An indication on when to increase number of workers is a situation when the server is lagging behind the expected performance, while the CPU usage is low. This is usually because of waiting for network or I/O response during the operation. It may be caused by Knot design not fitting well the usecase. The user should try increasing the number of workers (of the related type) slightly above 100 and if the performance gets better, he can decide about further exact setting.

Sysctl and NIC optimizations

There are several recommendations based on Knot developers’ experience with their specific HW and SW (mainstream Intel-based servers, Debian-based GNU/Linux distribution). They may or may not positively (or negatively) influence performance in common use cases.

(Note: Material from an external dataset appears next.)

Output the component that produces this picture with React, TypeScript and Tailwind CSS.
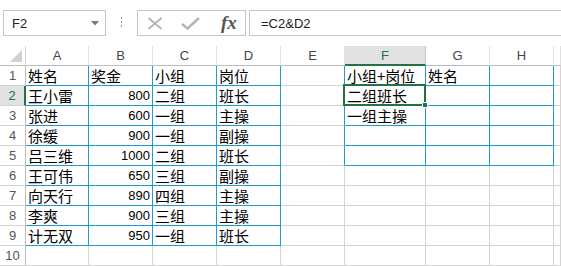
import React from "react";

const data: string[][] = [
  ["姓名", "奖金", "小组", "岗位", "", "小组+岗位", "姓名", "", ""],
  ["王小雷", "800", "二组", "班长", "", "二组班长", "", "", ""],
  ["张进", "600", "一组", "主操", "", "一组主操", "", "", ""],
  ["徐缓", "900", "一组", "副操", "", "", "", "", ""],
  ["吕三维", "1000", "二组", "班长", "", "", "", "", ""],
  ["王可伟", "650", "三组", "副操", "", "", "", "", ""],
  ["向天行", "890", "四组", "主操", "", "", "", "", ""],
  ["李爽", "900", "三组", "主操", "", "", "", "", ""],
  ["计无双", "950", "一组", "班长", "", "", "", "", ""],
  ["", "", "", "", "", "", "", "", ""],
];

const cols = ["A", "B", "C", "D", "E", "F", "G", "H", ""];
const widths = ["w-[63px]", "w-[64px]", "w-[64px]", "w-[64px]", "w-[64px]", "w-[81px]", "w-[64px]", "w-[64px]", "flex-1"];

function inBlue(r: number, c: number) {
  if (r >= 0 && r <= 8 && c >= 0 && c <= 3) return true;
  if (r >= 0 && r <= 4 && c >= 5 && c <= 7) return true;
  return false;
}

const cn = '"Noto Sans CJK SC", "Liberation Sans", sans-serif';

export default function App() {
  return (
    <div className="w-[561px] h-[266px] bg-white overflow-hidden flex flex-col" style={{ fontFamily: cn }}>
      {/* formula bar */}
      <div className="h-[46px] flex items-start pt-[10px] pl-[3px] shrink-0">
        <div className="w-[103px] h-[26px] border border-[#c6c6c6] flex items-center pl-[8px] pr-[6px] justify-between">
          <span className="text-[13px] text-[#222] leading-none" style={{ fontFamily: '"Liberation Sans", sans-serif' }}>F2</span>
          <svg width="8" height="5" viewBox="0 0 8 5"><path d="M0 0 L8 0 L4 4.5 Z" fill="#7a7a7a" /></svg>
        </div>
        <div className="w-[31px] h-[26px] flex items-center justify-center">
          <svg width="3" height="12" viewBox="0 0 3 12">
            <rect x="1" y="0" width="1" height="2" fill="#9a9a9a" />
            <rect x="1" y="4" width="1" height="2" fill="#9a9a9a" />
            <rect x="1" y="8" width="1" height="2" fill="#9a9a9a" />
          </svg>
        </div>
        <div className="w-[109px] h-[26px] border border-[#c6c6c6] flex items-center relative">
          <svg className="ml-[9px]" width="16" height="13" viewBox="0 0 16 13">
            <path d="M1.5 1 L14.5 12 M14.5 1 L1.5 12" stroke="#b4b4b4" strokeWidth="1.8" fill="none" />
          </svg>
          <svg className="ml-[18px]" width="19" height="13" viewBox="0 0 19 13">
            <path d="M1 7 L6.5 11.5 L18 1" stroke="#b4b4b4" strokeWidth="2.4" fill="none" />
          </svg>
          <span
            className="ml-[21px] text-[19px] italic font-bold text-[#555] leading-none -mt-[2px]"
            style={{ fontFamily: '"Liberation Serif", serif' }}
          >
            fx
          </span>
        </div>
        <div className="ml-[3px] flex-1 h-[26px] border-t border-b border-l border-[#c6c6c6] flex items-center pl-[11px]">
          <span className="text-[13px] text-[#222] leading-none" style={{ fontFamily: '"Liberation Sans", sans-serif' }}>=C2&amp;D2</span>
        </div>
      </div>

      {/* column headers */}
      <div className="flex h-[20px] shrink-0">
        <div className="w-[26px] h-[20px] border-r border-b border-r-[#d4d4d4] border-b-[#bdbdbd] flex items-end justify-end pr-[3px] pb-[3px]">
          <svg width="12" height="12" viewBox="0 0 12 12"><path d="M12 0 L12 12 L0 12 Z" fill="#d0d0d0" /></svg>
        </div>
        {cols.map((c, i) => {
          const sel = i === 5;
          return (
            <div
              key={i}
              className={
                widths[i] +
                " h-[20px] flex items-center justify-center text-[13px] leading-none " +
                (sel
                  ? "bg-[#e1e1e1] text-[#217346] border-b-2 border-b-[#217346] border-r border-r-[#c6c6c6]"
                  : "text-[#444] border-b border-b-[#bdbdbd] border-r border-r-[#e0e0e0]")
              }
              style={{ fontFamily: '"Liberation Sans", sans-serif' }}
            >
              {c}
            </div>
          );
        })}
      </div>

      {/* rows */}
      {data.map((row, r) => {
        const selRow = r === 1;
        return (
          <div key={r} className="flex h-[20px] shrink-0">
            <div
              className={
                "w-[26px] h-[20px] flex items-center justify-center text-[13px] leading-none border-b " +
                (selRow
                  ? "bg-[#e1e1e1] text-[#217346] border-r-2 border-r-[#217346] border-b-[#d4d4d4]"
                  : "text-[#555] border-r border-r-[#bdbdbd] border-b-[#d4d4d4]")
              }
              style={{ fontFamily: '"Liberation Sans", sans-serif' }}
            >
              {r + 1}
            </div>
            {row.map((v, c) => {
              const blueR = inBlue(r, c) || inBlue(r, c + 1);
              const blueB = inBlue(r, c) || inBlue(r + 1, c);
              const isNum = /^\d+$/.test(v);
              const sel = r === 1 && c === 5;
              return (
                <div
                  key={c}
                  className={
                    widths[c] +
                    " h-[20px] relative border-r border-b flex items-end pb-[1px] overflow-visible whitespace-nowrap " +
                    (blueR ? "border-r-[#1f9ad4] " : "border-r-[#d4d4d4] ") +
                    (blueB ? "border-b-[#1f9ad4] " : "border-b-[#d4d4d4] ") +
                    (isNum ? "justify-end pr-[2px]" : "justify-start pl-[2px]")
                  }
                >
                  {isNum ? (
                    <span className="text-[13px] leading-[16px] text-black" style={{ fontFamily: '"Liberation Sans", sans-serif' }}>
                      {v}
                    </span>
                  ) : (
                    <span className="text-[15px] leading-[17px] text-black">{v}</span>
                  )}
                  {sel && (
                    <div className="absolute left-[-2px] top-[-2px] right-[-1px] bottom-[-1px] border-2 border-[#217346] z-10">
                      <div className="absolute right-[-4px] bottom-[-4px] w-[6px] h-[6px] bg-[#217346] border border-white" />
                    </div>
                  )}
                </div>
              );
            })}
          </div>
        );
      })}
    </div>
  );
}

If your NIC driver allows it (see /proc/interrupts for hint), set CPU affinity (/proc/irq/$IRQ/smp_affinity) manually so that each NIC channel is served by unique CPU core(s). You must turn off irqbalance service before to avoid configuration override.

Configure sysctl as follows:

socket_bufsize=1048576
busy_latency=0
backlog=40000
optmem_max=20480

net.core.wmem_max     = $socket_bufsize
net.core.wmem_default = $socket_bufsize
net.core.rmem_max     = $socket_bufsize
net.core.rmem_default = $socket_bufsize
net.core.busy_read = $busy_latency
net.core.busy_poll = $busy_latency
net.core.netdev_max_backlog = $backlog
net.core.optmem_max = $optmem_max

Disable huge pages.

Configure your CPU to “performance” mode. This can be achieved depending on architecture, e.g. in BIOS, or e.g. configuring /sys/devices/system/cpu/cpu*/cpufreq/scaling_governor to “performance”.

Tune your NIC device with ethtool:

ethtool -A $dev autoneg off rx off tx off
ethtool -K $dev tso off gro off ufo off
ethtool -G $dev rx 4096 tx 4096
ethtool -C $dev rx-usecs 75
ethtool -C $dev tx-usecs 75
ethtool -N $dev rx-flow-hash udp4 sdfn
ethtool -N $dev rx-flow-hash udp6 sdfn

On FreeBSD you can just:

ifconfig ${dev} -rxcsum -txcsum -lro -tso

Knot developers are open to hear about users’ further suggestions about network devices tuning/optimization.